= Augustus Carp, Esq. =

1924 comic novel by Henry Howarth Bashford

First edition
(publ. Houghton Mifflin)

Augustus Carp, Esq., By Himself: Being the Autobiography of a Really Good Man is a comic novel, originally anonymous, first published in the United Kingdom in May 1924 and, later that year, by Houghton Mifflin in the United States. The author was an English physician, Sir Henry Howarth Bashford (1880–1961), and the illustrations were by "Robin" (Marjorie Blood).

"Churchwarden, Sunday-school superintendent and President of the St Potamus Purity League, Augustus Carp Esquire is the unflinching opponent of Sin in all its manifestations.
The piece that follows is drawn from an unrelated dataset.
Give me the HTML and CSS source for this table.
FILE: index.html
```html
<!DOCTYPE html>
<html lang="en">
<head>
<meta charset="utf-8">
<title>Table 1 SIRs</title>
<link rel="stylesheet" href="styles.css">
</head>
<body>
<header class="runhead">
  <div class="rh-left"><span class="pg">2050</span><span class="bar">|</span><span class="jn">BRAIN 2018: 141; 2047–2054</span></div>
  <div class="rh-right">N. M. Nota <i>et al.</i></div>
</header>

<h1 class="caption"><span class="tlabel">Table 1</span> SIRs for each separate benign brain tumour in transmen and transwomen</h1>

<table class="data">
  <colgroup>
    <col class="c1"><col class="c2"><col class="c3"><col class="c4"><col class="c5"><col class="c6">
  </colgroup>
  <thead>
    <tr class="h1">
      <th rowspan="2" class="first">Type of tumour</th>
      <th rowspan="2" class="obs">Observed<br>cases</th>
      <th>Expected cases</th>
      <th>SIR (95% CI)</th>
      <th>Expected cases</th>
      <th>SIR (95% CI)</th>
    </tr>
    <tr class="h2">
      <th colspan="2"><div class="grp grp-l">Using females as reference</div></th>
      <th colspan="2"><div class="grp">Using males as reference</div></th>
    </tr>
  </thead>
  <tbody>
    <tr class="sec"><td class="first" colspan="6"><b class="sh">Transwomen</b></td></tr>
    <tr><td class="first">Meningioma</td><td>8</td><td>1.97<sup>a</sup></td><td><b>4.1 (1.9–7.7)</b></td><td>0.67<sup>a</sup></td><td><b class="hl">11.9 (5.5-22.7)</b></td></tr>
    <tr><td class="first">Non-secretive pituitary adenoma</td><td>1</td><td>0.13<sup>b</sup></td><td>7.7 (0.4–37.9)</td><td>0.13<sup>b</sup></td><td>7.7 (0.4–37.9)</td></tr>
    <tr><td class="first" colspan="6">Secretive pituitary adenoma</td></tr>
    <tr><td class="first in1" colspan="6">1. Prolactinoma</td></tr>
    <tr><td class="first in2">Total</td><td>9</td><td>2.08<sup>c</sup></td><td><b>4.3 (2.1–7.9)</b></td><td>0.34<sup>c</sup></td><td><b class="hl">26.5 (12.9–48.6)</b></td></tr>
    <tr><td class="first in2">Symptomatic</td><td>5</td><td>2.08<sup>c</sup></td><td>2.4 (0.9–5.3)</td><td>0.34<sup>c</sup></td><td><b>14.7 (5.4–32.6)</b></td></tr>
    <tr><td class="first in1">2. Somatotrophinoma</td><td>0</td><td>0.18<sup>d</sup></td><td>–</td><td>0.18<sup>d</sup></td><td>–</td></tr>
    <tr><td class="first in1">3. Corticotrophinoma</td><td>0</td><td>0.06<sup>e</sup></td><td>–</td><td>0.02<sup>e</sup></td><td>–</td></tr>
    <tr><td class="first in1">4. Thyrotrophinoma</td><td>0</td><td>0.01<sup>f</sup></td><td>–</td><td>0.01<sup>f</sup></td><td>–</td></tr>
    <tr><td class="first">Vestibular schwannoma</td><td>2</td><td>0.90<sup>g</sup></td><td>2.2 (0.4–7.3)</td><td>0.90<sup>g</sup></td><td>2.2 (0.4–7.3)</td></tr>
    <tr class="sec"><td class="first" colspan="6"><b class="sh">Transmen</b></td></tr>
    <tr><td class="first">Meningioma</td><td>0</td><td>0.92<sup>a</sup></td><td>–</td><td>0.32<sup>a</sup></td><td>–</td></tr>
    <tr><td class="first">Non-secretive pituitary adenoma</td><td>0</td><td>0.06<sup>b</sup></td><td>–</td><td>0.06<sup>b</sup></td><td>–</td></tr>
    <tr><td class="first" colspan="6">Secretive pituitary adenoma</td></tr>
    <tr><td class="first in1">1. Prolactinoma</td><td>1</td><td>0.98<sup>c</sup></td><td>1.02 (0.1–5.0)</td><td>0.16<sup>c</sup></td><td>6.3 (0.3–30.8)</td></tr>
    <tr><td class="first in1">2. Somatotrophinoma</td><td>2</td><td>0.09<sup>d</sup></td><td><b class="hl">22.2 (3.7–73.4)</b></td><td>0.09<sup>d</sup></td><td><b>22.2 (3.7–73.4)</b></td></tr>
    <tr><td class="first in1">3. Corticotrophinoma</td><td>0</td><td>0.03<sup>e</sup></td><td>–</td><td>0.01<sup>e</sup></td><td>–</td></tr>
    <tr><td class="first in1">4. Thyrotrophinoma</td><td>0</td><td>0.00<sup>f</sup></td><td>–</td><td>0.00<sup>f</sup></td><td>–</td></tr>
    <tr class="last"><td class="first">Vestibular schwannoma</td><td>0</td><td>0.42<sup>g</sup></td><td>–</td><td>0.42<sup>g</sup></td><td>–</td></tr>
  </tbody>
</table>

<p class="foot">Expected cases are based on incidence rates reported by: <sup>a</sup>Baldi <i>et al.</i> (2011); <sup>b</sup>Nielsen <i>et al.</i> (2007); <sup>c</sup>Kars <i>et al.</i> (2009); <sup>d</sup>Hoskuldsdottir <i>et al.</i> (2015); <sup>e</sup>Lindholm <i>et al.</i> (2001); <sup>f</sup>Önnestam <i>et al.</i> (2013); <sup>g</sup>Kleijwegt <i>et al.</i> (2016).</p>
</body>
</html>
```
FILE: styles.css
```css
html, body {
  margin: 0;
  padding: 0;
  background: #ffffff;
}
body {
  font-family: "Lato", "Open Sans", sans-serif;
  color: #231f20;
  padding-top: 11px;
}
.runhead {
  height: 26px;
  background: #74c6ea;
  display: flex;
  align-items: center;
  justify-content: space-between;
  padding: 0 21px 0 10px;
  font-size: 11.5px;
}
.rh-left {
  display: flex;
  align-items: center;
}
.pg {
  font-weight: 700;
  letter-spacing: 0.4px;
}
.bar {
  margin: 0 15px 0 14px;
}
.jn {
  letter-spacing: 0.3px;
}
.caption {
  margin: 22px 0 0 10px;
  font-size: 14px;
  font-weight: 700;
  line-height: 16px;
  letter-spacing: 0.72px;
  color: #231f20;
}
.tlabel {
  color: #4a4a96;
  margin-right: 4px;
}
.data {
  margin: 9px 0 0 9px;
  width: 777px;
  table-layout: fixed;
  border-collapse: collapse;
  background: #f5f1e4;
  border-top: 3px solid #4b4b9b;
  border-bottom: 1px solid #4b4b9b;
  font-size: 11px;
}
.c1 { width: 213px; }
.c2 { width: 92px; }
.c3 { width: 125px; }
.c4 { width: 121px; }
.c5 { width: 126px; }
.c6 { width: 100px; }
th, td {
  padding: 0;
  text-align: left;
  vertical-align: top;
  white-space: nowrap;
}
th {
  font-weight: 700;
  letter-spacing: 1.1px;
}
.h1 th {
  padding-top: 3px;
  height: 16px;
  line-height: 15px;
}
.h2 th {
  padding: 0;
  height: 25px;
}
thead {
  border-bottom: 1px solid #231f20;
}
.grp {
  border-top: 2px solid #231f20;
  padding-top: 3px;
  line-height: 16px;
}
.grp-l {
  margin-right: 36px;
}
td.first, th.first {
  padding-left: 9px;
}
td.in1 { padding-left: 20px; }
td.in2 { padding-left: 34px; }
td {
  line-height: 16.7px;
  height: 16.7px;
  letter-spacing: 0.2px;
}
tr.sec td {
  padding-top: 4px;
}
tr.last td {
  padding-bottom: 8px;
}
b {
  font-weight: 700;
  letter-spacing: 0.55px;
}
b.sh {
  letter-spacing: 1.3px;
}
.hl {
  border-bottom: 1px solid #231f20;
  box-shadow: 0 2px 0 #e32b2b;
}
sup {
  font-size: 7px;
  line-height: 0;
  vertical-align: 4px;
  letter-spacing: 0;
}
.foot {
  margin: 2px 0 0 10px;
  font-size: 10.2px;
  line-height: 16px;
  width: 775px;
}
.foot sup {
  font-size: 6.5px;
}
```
Glorious in his mediocrity, assiduous in exposing the faults of everyone he meets, resolute in the pursuit of goodness and his own advancement, the dimensions of his piety are matched only by his girth."
(Penguin edition of 1987)

In his preface to a 1986 edition of the book (published as a postscript to the 1987 Penguin edition), Anthony Burgess wrote:

The book you have in your hands or hand or on your knee is one of the great comic novels of the twentieth century.

In the same edition of that book, Frank Muir wrote:

One of those little masterpieces that seems to pop up from nowhere: a sovereign cure for morbid thoughts and lack of lustre.

Kenneth Williams also enjoyed the book:

I had a great deal of trouble at the microphone when I read Augustus Carp for the BBC, caused by the need to stifle my laughter.

In his preface to the 1987 Penguin edition Robert Robinson wrote: "... the Carps are hugely unsympathetic, ... meanness and spite are elevated to operatic levels of booming humbug. It is part of the creative mystery that such a scenario should break the narrow bounds of what might simply have been based on a rather snooty view of lower-middle-class bigotry, and become a much less easily defined thing - a sort of fairy-tale."

==Adaptations==
'Story Time'
BBC Radio 4 FM.
A ten-part adaptation read by Kenneth Williams, beginning Fri. 27th. July 1979, at 16:35. Producer: Pamela Howe, for BBC Radio Bristol.